In the last few weeks I've tweeted rather proudly that I've started writing for 20 minutes a day. Rather than focusing on word- or even page-counts, the only thing that matters here is the time spent. You can just open your file and stare at it for 20 minutes and close it again. But if you're like me, you'll at least start seeing sentences you'll want to change, and from there get a few ideas on how to proceed.

So far, my new--yes, dystopian--novel is eight pages long and has the meandering format of a mostly un-outlined freewriting exercise. But so what? At this point the process is as much about note-taking and idea-generating as actually writing a story. And I find I have ideas in the hours I'm not at the computer, which means there's a there there, and that's reassuring.

The closest thing I can relate the T___p era to is watching a close family member slowly, inexorably, painfully die. It's hard not to feel helpless and sad and frustrated and angry, and to suspect that one's little acts--political, artistic, social, professional--make no difference whatsoever. But my greater fear is of allowing myself to give up, and of looking back on myself in a few years--if we're all still alive--and realizing I rolled over. And wasted the time that still belonged to me.

Persist.

Tuesday, January 24, 2017

On writing during the apocalypse--part three or four of many more

A few weeks or months ago (time in the T__p era is already a blur, events and hours run together as if in a dream), I lamented one of the many problems of writing in the beginning of the end times for America. The particular problem concerning me was the need--I felt--to give all stories and novels an explicit totalitarian context. Anything written before November 8, 2016--especially written *right* before--seemed newly non-credible. How could anyone write about, say, a family coming apart at the seams or vampires falling in love without acknowledging that it all takes place under a completely fascist regime? But then again, how to stay out in front of all that this regime can and will do, so that even your worst predictions don't end up seeming quaint by publication time?

This, as you might imagine, has proven a mostly paralyzing mindset. Trying to plan a new novel and a new story, I found myself adding layer upon layer of complexity, trying to inject government perfidy into every aspect of my character's lives. Too many threads competed with each other and the gears of narrative ground to a halt.

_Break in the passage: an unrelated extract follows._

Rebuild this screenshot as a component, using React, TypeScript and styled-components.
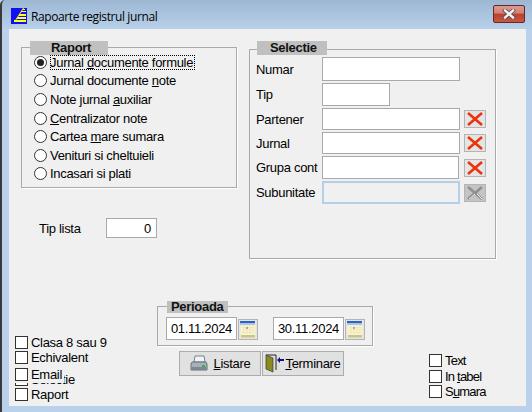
import React from 'react';
import styled, { createGlobalStyle } from 'styled-components';

const GlobalStyle = createGlobalStyle`
  html, body {
    margin: 0;
    padding: 0;
    background: #b9d1ea;
  }
  body {
    font-family: "Liberation Sans", Arial, sans-serif;
    font-size: 13px;
    letter-spacing: -0.3px;
    color: #000;
  }
`;

const Frame = styled.div`
  width: 532px;
  height: 412px;
  box-sizing: border-box;
  display: flex;
  flex-direction: column;
  padding: 0 6px 6px 7px;
  border-left: 2px solid #3a3a3a;
  border-top-left-radius: 5px;
  background: linear-gradient(#9db7d3 0, #b9d1ea 30px);
  overflow: hidden;
`;
const TitleBar = styled.div`
  height: 29px;
  flex: none;
  display: flex;
  align-items: center;
  margin-left: 2px;
  padding-top: 3px;
  box-sizing: border-box;
`;
const TitleText = styled.div`
  font-family: "Open Sans", "Liberation Sans", sans-serif;
  font-size: 12px;
  margin-left: 4px;
  letter-spacing: -0.4px;
`;
const CloseButton = styled.div`
  margin-left: auto;
  width: 32px;
  height: 18px;
  margin-right: 1px;
  margin-top: -4px;
  box-sizing: border-box;
  border: 1px solid #5e2a2f;
  border-radius: 2px;
  display: flex;
  align-items: center;
  justify-content: center;
  background: linear-gradient(#dd9a8e 0, #d47f72 45%, #b9402f 50%, #c9583f 100%);
`;
const Client = styled.div`
  flex: 1;
  background: #f0f0f0;
  display: flex;
  flex-direction: column;
`;
const TopArea = styled.div`
  height: 272px;
  flex: none;
  display: flex;
  padding: 18px 0 0 12px;
  box-sizing: border-box;
  gap: 12px;
`;
const LeftColumn = styled.div`
  width: 216px;
  display: flex;
  flex-direction: column;
`;
const Group = styled.div<{ $w: number; $h: number; $mt?: number }>`
  width: ${(p) => p.$w}px;
  height: ${(p) => p.$h}px;
  margin-top: ${(p) => p.$mt ?? 0}px;
  box-sizing: border-box;
  border: 1px solid #a9a9a9;
  box-shadow: 1px 1px 0 #fff;
  display: flex;
  flex-direction: column;
`;
const Legend = styled.div<{ $w: number; $h?: number; $mt: number; $ml: number; $pl: number }>`
  width: ${(p) => p.$w}px;
  height: ${(p) => p.$h ?? 14}px;
  margin-top: ${(p) => p.$mt}px;
  margin-left: ${(p) => p.$ml}px;
  padding-left: ${(p) => p.$pl}px;
  box-sizing: border-box;
  flex: none;
  background: #c0c0c0;
  font-weight: bold;
  line-height: ${(p) => p.$h ?? 14}px;
  color: #111;
`;
const RadioList = styled.div`
  margin-top: -2px;
  padding-left: 12px;
  display: flex;
  flex-direction: column;
`;
const RadioRow = styled.div`
  height: 18.6px;
  display: flex;
  align-items: center;
  gap: 3px;
`;
const RadioMark = styled.span<{ $on?: boolean }>`
  width: 13px;
  height: 13px;
  box-sizing: border-box;
  border: 1px solid #333;
  border-radius: 50%;
  background: #fff;
  display: flex;
  align-items: center;
  justify-content: center;
  &::after {
    content: '';
    width: 7px;
    height: 7px;
    border-radius: 50%;
    background: ${(p) => (p.$on ? '#222' : 'transparent')};
  }
`;
const RadioLabel = styled.span<{ $focus?: boolean }>`
  line-height: 15px;
  outline: ${(p) => (p.$focus ? '1px dotted #000' : 'none')};
  outline-offset: -1px;
  padding: 0 2px 0 0;
`;
const TipLista = styled.div`
  margin: 30px 0 0 18px;
  height: 20px;
  display: flex;
  align-items: center;
`;
const TipLabel = styled.div`
  width: 67px;
`;
const Field = styled.div<{ $w: number; $h: number; $disabled?: boolean; $right?: boolean }>`
  width: ${(p) => p.$w}px;
  height: ${(p) => p.$h}px;
  flex: none;
  box-sizing: border-box;
  background: ${(p) => (p.$disabled ? '#f0f0f0' : '#fff')};
  border: ${(p) => (p.$disabled ? '2px solid #b5cfe8' : '1px solid #a9a9a9')};
  display: flex;
  align-items: center;
  justify-content: ${(p) => (p.$right ? 'flex-end' : 'flex-start')};
  padding: 0 5px;
`;
const SelectieRows = styled.div`
  margin-top: 2px;
  padding-left: 6px;
  display: flex;
  flex-direction: column;
  gap: 2px;
`;
const SelectieRow = styled.div<{ $h: number }>`
  height: ${(p) => p.$h}px;
  display: flex;
  align-items: center;
`;
const SelectieLabel = styled.div`
  width: 66px;
  flex: none;
  white-space: nowrap;
`;
const ClearButton = styled.div<{ $disabled?: boolean; $ml?: number }>`
  width: 22px;
  height: 18px;
  margin-left: ${(p) => p.$ml ?? 4}px;
  box-sizing: border-box;
  border: 1px solid #b4b4b4;
  background: ${(p) => (p.$disabled ? '#c4c4c4' : '#e4e4e4')};
  display: flex;
  align-items: center;
  justify-content: center;
`;
const BottomArea = styled.div`
  flex: 1;
  display: flex;
`;
const LeftChecks = styled.div`
  width: 148px;
  padding-left: 6px;
  box-sizing: border-box;
  flex: none;
  display: flex;
  flex-direction: column;
  margin-top: 33px;
`;
const CheckRow = styled.div<{ $mt?: number; $h?: number; $pr?: number }>`
  position: relative;
  width: fit-content;
  height: ${(p) => p.$h ?? 16}px;
  margin-top: ${(p) => p.$mt ?? 0}px;
  display: flex;
  align-items: flex-start;
  gap: 3px;
  background: #f0f0f0;
  line-height: 13px;
  padding: 2px ${(p) => p.$pr ?? 0}px 0 0;
  box-sizing: border-box;
`;
const CheckBox = styled.span`
  width: 13px;
  height: 13px;
  flex: none;
  box-sizing: border-box;
  border: 1px solid #333;
  background: #fff;
`;
const CenterColumn = styled.div`
  width: 216px;
  flex: none;
  display: flex;
  flex-direction: column;
`;
const DateRow = styled.div`
  display: flex;
  align-items: flex-start;
  margin: 4px 0 0 8px;
`;
const DateField = styled(Field)`
  justify-content: center;
  padding: 0;
  letter-spacing: -0.3px;
`;
const CalendarButton = styled.div<{ $mr?: number }>`
  width: 20px;
  height: 21px;
  margin: 2px ${(p) => p.$mr ?? 0}px 0 1px;
  box-sizing: border-box;
  border: 1px solid #b4b4b4;
  background: #e4e4e4;
  display: flex;
  align-items: center;
  justify-content: center;
`;
const ButtonRow = styled.div`
  display: flex;
  gap: 1px;
  margin: 5px 0 0 22px;
`;
const ActionButton = styled.div<{ $gap: number }>`
  width: 82px;
  height: 25px;
  box-sizing: border-box;
  border: 1px solid #acacac;
  background: #e1e1e1;
  display: flex;
  align-items: center;
  justify-content: center;
  gap: ${(p) => p.$gap}px;
`;
const RightChecks = styled.div`
  margin: 52px 0 0 56px;
  display: flex;
  flex-direction: column;
`;
const NarrowRow = styled(CheckRow)`
  height: 15.5px;
  padding-top: 1px;
  letter-spacing: -0.8px;
`;

const LogoIcon = () => (
  <svg width="16" height="16" viewBox="0 0 16 16">
    <rect width="16" height="16" fill="#1010f0" />
    <path d="M12 1h2v1h-2zM10 3h5v1H10zM8 6h7v2H8zM6 9h9v2H6zM3 12h12v2H3z" fill="#ffff20" />
    <path d="M12 0L3 14h1L13 0z" fill="#ffff20" />
  </svg>
);

const CloseGlyph = () => (
  <svg width="14" height="10" viewBox="0 0 14 10">
    <path d="M3 1.5L11 8.5M11 1.5L3 8.5" stroke="#4c4c5c" strokeWidth="4" strokeLinecap="square" />
    <path d="M3 1.5L11 8.5M11 1.5L3 8.5" stroke="#f4f4f4" strokeWidth="2.4" strokeLinecap="square" />
  </svg>
);

const RedX = ({ disabled }: { disabled?: boolean }) => (
  <svg width="16" height="14" viewBox="0 0 16 14">
    <path
      d="M1 1L15 13M15 1L1 13"
      stroke={disabled ? '#8f8f8f' : '#ea340b'}
      strokeWidth="2.6"
      fill="none"
    />
    {disabled && <path d="M2 13L8 8M10 8L15 13" stroke="#eee" strokeWidth="1" fill="none" />}
  </svg>
);

const CalendarIcon = () => (
  <svg width="16" height="17" viewBox="0 0 16 17">
    <rect x="0.5" y="0.5" width="15" height="16" fill="#f8f4cc" />
    <rect x="0" y="0" width="15" height="2" fill="#2a63c4" />
    <rect x="0" y="2" width="15" height="2" fill="#a9c4e8" />
    <path d="M2 6.5h12M2 9h12M2 11.5h12M4 4v9M7 4v9M10 4v9M13 4v9" stroke="#e8e3b4" strokeWidth="0.6" />
    <rect x="6" y="6" width="2" height="2" fill="#d092b8" />
    <path d="M1 14h14v2.5H1z" fill="#c9c48a" />
  </svg>
);

const PrinterIcon = () => (
  <svg width="18" height="17" viewBox="0 0 18 17">
    <path d="M5 1h9l1 6H4z" fill="#f2f4f6" stroke="#77818c" />
    <path d="M2 7h14l1 2v6H1V9z" fill="#a6b0ba" stroke="#66707a" />
    <path d="M2 12h14v3H2z" fill="#7d8790" />
    <rect x="12" y="10" width="3" height="2" fill="#22c02a" />
  </svg>
);

const DoorIcon = () => (
  <svg width="19" height="19" viewBox="0 0 19 19">
    <path d="M1 1h10v15" fill="none" stroke="#222" />
    <path d="M1 1l7 3v14l-7-3z" fill="#8a8a20" stroke="#333" strokeWidth="0.7" />
    <path d="M12 6l3-3v2h4v2h-4v2z" fill="#10107a" />
  </svg>
);

const radios: React.ReactNode[] = [
  <>Jurnal <u>d</u>ocumente formule</>,
  <>Jurnal documente <u>n</u>ote</>,
  <>Note jurnal <u>a</u>uxiliar</>,
  <><u>C</u>entralizator note</>,
  <>Cartea <u>m</u>are sumara</>,
  <>Venituri si cheltuieli</>,
  <>Incasari si plati</>,
];

const App: React.FC = () => {
  return (
    <>
      <GlobalStyle />
      <Frame>
        <TitleBar>
          <LogoIcon />
          <TitleText>Rapoarte registrul jurnal</TitleText>
          <CloseButton>
            <CloseGlyph />
          </CloseButton>
        </TitleBar>
        <Client>
          <TopArea>
            <LeftColumn>
              <Group $w={216} $h={141}>
                <Legend $w={78} $mt={-7} $ml={8} $pl={21}>Raport</Legend>
                <RadioList>
                  {radios.map((label, i) => (
                    <RadioRow key={i}>
                      <RadioMark $on={i === 0} />
                      <RadioLabel $focus={i === 0}>{label}</RadioLabel>
                    </RadioRow>
                  ))}
                </RadioList>
              </Group>
              <TipLista>
                <TipLabel>Tip lista</TipLabel>
                <Field $w={51} $h={20} $right>0</Field>
              </TipLista>
            </LeftColumn>
            <Group $w={247} $h={210} $mt={2}>
              <Legend $w={70} $mt={-9} $ml={7} $pl={13}>Selectie</Legend>
              <SelectieRows>
                <SelectieRow $h={24}>
                  <SelectieLabel>Numar</SelectieLabel>
                  <Field $w={138} $h={24} />
                </SelectieRow>
                <SelectieRow $h={23}>
                  <SelectieLabel>Tip</SelectieLabel>
                  <Field $w={68} $h={23} />
                </SelectieRow>
                <SelectieRow $h={22}>
                  <SelectieLabel>Partener</SelectieLabel>
                  <Field $w={138} $h={22} />
                  <ClearButton><RedX /></ClearButton>
                </SelectieRow>
                <SelectieRow $h={22}>
                  <SelectieLabel>Jurnal</SelectieLabel>
                  <Field $w={138} $h={22} />
                  <ClearButton><RedX /></ClearButton>
                </SelectieRow>
                <SelectieRow $h={23}>
                  <SelectieLabel>Grupa cont</SelectieLabel>
                  <Field $w={137} $h={23} />
                  <ClearButton $ml={5}><RedX /></ClearButton>
                </SelectieRow>
                <SelectieRow $h={23}>
                  <SelectieLabel>Subunitate</SelectieLabel>
                  <Field $w={138} $h={23} $disabled />
                  <ClearButton $disabled><RedX disabled /></ClearButton>
                </SelectieRow>
              </SelectieRows>
            </Group>
          </TopArea>
          <BottomArea>
            <LeftChecks>
              <CheckRow><CheckBox /><span>Clasa 8 sau 9</span></CheckRow>
              <CheckRow $mt={-1}><CheckBox /><span>Echivalent</span></CheckRow>
              <CheckRow $mt={6} $h={16}><CheckBox /><span>Selectie</span></CheckRow>
              <CheckRow $mt={-21} $h={17} $pr={2}><CheckBox /><span>Email</span></CheckRow>
              <CheckRow $mt={3}><CheckBox /><span>Raport</span></CheckRow>
            </LeftChecks>
            <CenterColumn>
              <Group $w={216} $h={40} $mt={5}>
                <Legend $w={61} $h={12} $mt={-6} $ml={9} $pl={4}>Perioada</Legend>
                <DateRow>
                  <DateField $w={71} $h={23}>01.11.2024</DateField>
                  <CalendarButton $mr={15}><CalendarIcon /></CalendarButton>
                  <DateField $w={71} $h={23}>30.11.2024</DateField>
                  <CalendarButton><CalendarIcon /></CalendarButton>
                </DateRow>
              </Group>
              <ButtonRow>
                <ActionButton $gap={6}>
                  <PrinterIcon />
                  <span><u>L</u>istare</span>
                </ActionButton>
                <ActionButton $gap={1}>
                  <DoorIcon />
                  <span><u>T</u>erminare</span>
                </ActionButton>
              </ButtonRow>
            </CenterColumn>
            <RightChecks>
              <NarrowRow><CheckBox /><span>Text</span></NarrowRow>
              <NarrowRow><CheckBox /><span>In <u>t</u>abel</span></NarrowRow>
              <NarrowRow><CheckBox /><span>S<u>u</u>mara</span></NarrowRow>
            </RightChecks>
          </BottomArea>
        </Client>
      </Frame>
    </>
  );
};

export default App;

So now I'm thinking of starting very small. As Jonathan Franzen said in a Powells.com interview years ago, "The real pleasure in writing [The Corrections], for me, was discovering how little you need." I'll begin with one character, one story line and work outward, rather than first attempting to create a whole world system that will never be as strange or sinister as the one we now inhabit.

I have a feeling the larger totalitarian context will arise of its own accord.

Wednesday, January 04, 2017

Thoughts on grief and shopping

In an uncanny, almost freakish coincidence, our cat Bella, littermate to the late lamented Zee, has died of the same illness (lymphoma), almost exactly one year later, i.e., during the recent holidays, which are already horrible by nearly all measures, at least for me.

So, first off: Rest well, beloved Bella. We miss you.


I've just noticed that I am coping with my devastation in a way that replicates the premise of my first novel, Bigfoot and the Baby. That is: we shop because we grieve. I suspect I've bought more unneeded items for myself in the past 24 hours than I did all last year. And, sad to say, these purchases somehow make me feel better, if only temporarily.

Notions of "filling the void" come to mind, but seem inadequate, as an explanation. Perhaps there's an illusion of control--I find something I want, I buy it, I own it--that eludes us when a loved one is ill or dying. When we shop, we complete a concrete transaction with a gratifying result. There's no helpless guessing what might happen if we make one choice or the other; and if we don't like what we bought after all, we can usually return it (or the consequences of our mistake are usually minimal).

But the grief we feel may be more inchoate, which was an underlying theme of Bigfoot. Though I'm not religious, I believe Judaism and Christianity capture this feeling well with the story of the Fall. Our lives are rooted in a tremendous sense of loss, of reaching for that paradise we can never quite envision, let alone regain. Every actual loss resonates with that fundamental condition, making grief seem both bottomless and holy.

What evolutionary advantage this might give us, I can't really say. But it does give a real boost to consumer capitalism.